:: Exercise description ::
Make an exact copy of all the material below, apart from the pictures.
+ + + + +
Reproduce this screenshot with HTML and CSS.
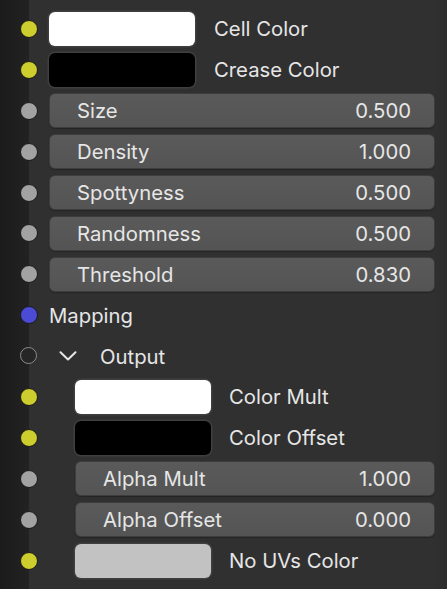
FILE: index.html
```html
<!DOCTYPE html>
<html>
<head>
<meta charset="utf-8">
<link rel="stylesheet" href="styles.css">
</head>
<body>
<div class="node">
  <div class="row">
    <span class="socket yellow"></span>
    <div class="swatch white"></div><span class="label">Cell Color</span>
  </div>
  <div class="row">
    <span class="socket yellow"></span>
    <div class="swatch black"></div><span class="label">Crease Color</span>
  </div>
  <div class="row">
    <span class="socket grey"></span>
    <div class="field"><span>Size</span><span>0.500</span></div>
  </div>
  <div class="row">
    <span class="socket grey"></span>
    <div class="field"><span>Density</span><span>1.000</span></div>
  </div>
  <div class="row">
    <span class="socket grey"></span>
    <div class="field"><span>Spottyness</span><span>0.500</span></div>
  </div>
  <div class="row">
    <span class="socket grey"></span>
    <div class="field"><span>Randomness</span><span>0.500</span></div>
  </div>
  <div class="row">
    <span class="socket grey"></span>
    <div class="field"><span>Threshold</span><span>0.830</span></div>
  </div>
  <div class="row">
    <span class="socket blue"></span>
    <span class="plain">Mapping</span>
  </div>
  <div class="row panel-head">
    <span class="socket hollow"></span>
    <svg class="chevron" width="18" height="10" viewBox="0 0 18 10"><polyline points="1.5,1.2 9,8.5 16.5,1.2" fill="none" stroke="#e6e6e6" stroke-width="2" stroke-linecap="round" stroke-linejoin="round"/></svg>
    <span class="plain">Output</span>
  </div>
  <div class="row sub">
    <span class="socket yellow"></span>
    <div class="swatch white"></div><span class="label">Color Mult</span>
  </div>
  <div class="row sub">
    <span class="socket yellow"></span>
    <div class="swatch black"></div><span class="label">Color Offset</span>
  </div>
  <div class="row sub">
    <span class="socket grey"></span>
    <div class="field"><span>Alpha Mult</span><span>1.000</span></div>
  </div>
  <div class="row sub">
    <span class="socket grey"></span>
    <div class="field"><span>Alpha Offset</span><span>0.000</span></div>
  </div>
  <div class="row sub">
    <span class="socket yellow"></span>
    <div class="swatch light"></div><span class="label">No UVs Color</span>
  </div>
</div>
</body>
</html>
```

FILE: styles.css
```css
html, body {
  margin: 0;
  padding: 0;
  height: 100%;
}
body {
  background: linear-gradient(to right, #1b1b1b 0, #222222 29px);
  font-family: Inter, "Noto Sans", "DejaVu Sans", sans-serif;
  font-size: 20.3px;
  color: #e6e6e6;
  overflow: hidden;
}
.node {
  margin-left: 29px;
  height: 100%;
  box-sizing: border-box;
  background: linear-gradient(to right, #303030 0, #303030 405px, #2c2c2c 418px);
  padding: 8.5px 12px 0 20px;
}
.row {
  position: relative;
  height: 40.9px;
  display: flex;
  align-items: center;
}
.row.sub {
  padding-left: 26px;
}
.socket {
  position: absolute;
  left: -29px;
  top: 50%;
  width: 16px;
  height: 16px;
  margin-top: -9px;
  border-radius: 50%;
  border: 1px solid #1a1a1a;
}
.socket.yellow { background: #cdcd2d; }
.socket.grey { background: #a2a2a2; }
.socket.blue { background: #4b4bd6; }
.socket.hollow {
  background: #262626;
  border: 1.5px solid #8c8c8c;
  width: 15px;
  height: 15px;
}
.swatch {
  width: 146px;
  height: 34px;
  box-sizing: border-box;
  border-radius: 6px;
  box-shadow: 0 0 0 1.5px #3f3f3f;
  flex: none;
}
.row.sub .swatch {
  width: 136px;
}
.swatch.white { background: #ffffff; }
.swatch.black { background: #000000; }
.swatch.light { background: #c2c2c2; }
.label {
  margin-left: 19px;
  white-space: nowrap;
}
.row.sub .label {
  margin-left: 18px;
}
.field {
  flex: 1;
  height: 35px;
  box-sizing: border-box;
  border-radius: 6px;
  background: linear-gradient(to bottom, #5a5a5a 0, #545454 100%);
  border: 1px solid #3d3d3d;
  box-shadow: 0 1px 1px #252525;
  display: flex;
  align-items: center;
  justify-content: space-between;
  padding: 0 23px 0 27px;
  white-space: nowrap;
}
.plain {
  white-space: nowrap;
}
.panel-head .chevron {
  margin-left: 10px;
  margin-right: 23px;
  flex: none;
}
```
+ + + + +
:: Answer for this exercise ::
Reproduce this screenshot with HTML and CSS.
FILE: index.html
```html
<!DOCTYPE html>
<html>
<head>
<meta charset="utf-8">
<link rel="stylesheet" href="styles.css">
</head>
<body>
<div class="node">
  <div class="row">
    <span class="socket yellow"></span>
    <div class="swatch white"></div><span class="label">Cell Color</span>
  </div>
  <div class="row">
    <span class="socket yellow"></span>
    <div class="swatch black"></div><span class="label">Crease Color</span>
  </div>
  <div class="row">
    <span class="socket grey"></span>
    <div class="field"><span>Size</span><span>0.500</span></div>
  </div>
  <div class="row">
    <span class="socket grey"></span>
    <div class="field"><span>Density</span><span>1.000</span></div>
  </div>
  <div class="row">
    <span class="socket grey"></span>
    <div class="field"><span>Spottyness</span><span>0.500</span></div>
  </div>
  <div class="row">
    <span class="socket grey"></span>
    <div class="field"><span>Randomness</span><span>0.500</span></div>
  </div>
  <div class="row">
    <span class="socket grey"></span>
    <div class="field"><span>Threshold</span><span>0.830</span></div>
  </div>
  <div class="row">
    <span class="socket blue"></span>
    <span class="plain">Mapping</span>
  </div>
  <div class="row panel-head">
    <span class="socket hollow"></span>
    <svg class="chevron" width="18" height="10" viewBox="0 0 18 10"><polyline points="1.5,1.2 9,8.5 16.5,1.2" fill="none" stroke="#e6e6e6" stroke-width="2" stroke-linecap="round" stroke-linejoin="round"/></svg>
    <span class="plain">Output</span>
  </div>
  <div class="row sub">
    <span class="socket yellow"></span>
    <div class="swatch white"></div><span class="label">Color Mult</span>
  </div>
  <div class="row sub">
    <span class="socket yellow"></span>
    <div class="swatch black"></div><span class="label">Color Offset</span>
  </div>
  <div class="row sub">
    <span class="socket grey"></span>
    <div class="field"><span>Alpha Mult</span><span>1.000</span></div>
  </div>
  <div class="row sub">
    <span class="socket grey"></span>
    <div class="field"><span>Alpha Offset</span><span>0.000</span></div>
  </div>
  <div class="row sub">
    <span class="socket yellow"></span>
    <div class="swatch light"></div><span class="label">No UVs Color</span>
  </div>
</div>
</body>
</html>
```

FILE: styles.css
```css
html, body {
  margin: 0;
  padding: 0;
  height: 100%;
}
body {
  background: linear-gradient(to right, #1b1b1b 0, #222222 29px);
  font-family: Inter, "Noto Sans", "DejaVu Sans", sans-serif;
  font-size: 20.3px;
  color: #e6e6e6;
  overflow: hidden;
}
.node {
  margin-left: 29px;
  height: 100%;
  box-sizing: border-box;
  background: linear-gradient(to right, #303030 0, #303030 405px, #2c2c2c 418px);
  padding: 8.5px 12px 0 20px;
}
.row {
  position: relative;
  height: 40.9px;
  display: flex;
  align-items: center;
}
.row.sub {
  padding-left: 26px;
}
.socket {
  position: absolute;
  left: -29px;
  top: 50%;
  width: 16px;
  height: 16px;
  margin-top: -9px;
  border-radius: 50%;
  border: 1px solid #1a1a1a;
}
.socket.yellow { background: #cdcd2d; }
.socket.grey { background: #a2a2a2; }
.socket.blue { background: #4b4bd6; }
.socket.hollow {
  background: #262626;
  border: 1.5px solid #8c8c8c;
  width: 15px;
  height: 15px;
}
.swatch {
  width: 146px;
  height: 34px;
  box-sizing: border-box;
  border-radius: 6px;
  box-shadow: 0 0 0 1.5px #3f3f3f;
  flex: none;
}
.row.sub .swatch {
  width: 136px;
}
.swatch.white { background: #ffffff; }
.swatch.black { background: #000000; }
.swatch.light { background: #c2c2c2; }
.label {
  margin-left: 19px;
  white-space: nowrap;
}
.row.sub .label {
  margin-left: 18px;
}
.field {
  flex: 1;
  height: 35px;
  box-sizing: border-box;
  border-radius: 6px;
  background: linear-gradient(to bottom, #5a5a5a 0, #545454 100%);
  border: 1px solid #3d3d3d;
  box-shadow: 0 1px 1px #252525;
  display: flex;
  align-items: center;
  justify-content: space-between;
  padding: 0 23px 0 27px;
  white-space: nowrap;
}
.plain {
  white-space: nowrap;
}
.panel-head .chevron {
  margin-left: 10px;
  margin-right: 23px;
  flex: none;
}
```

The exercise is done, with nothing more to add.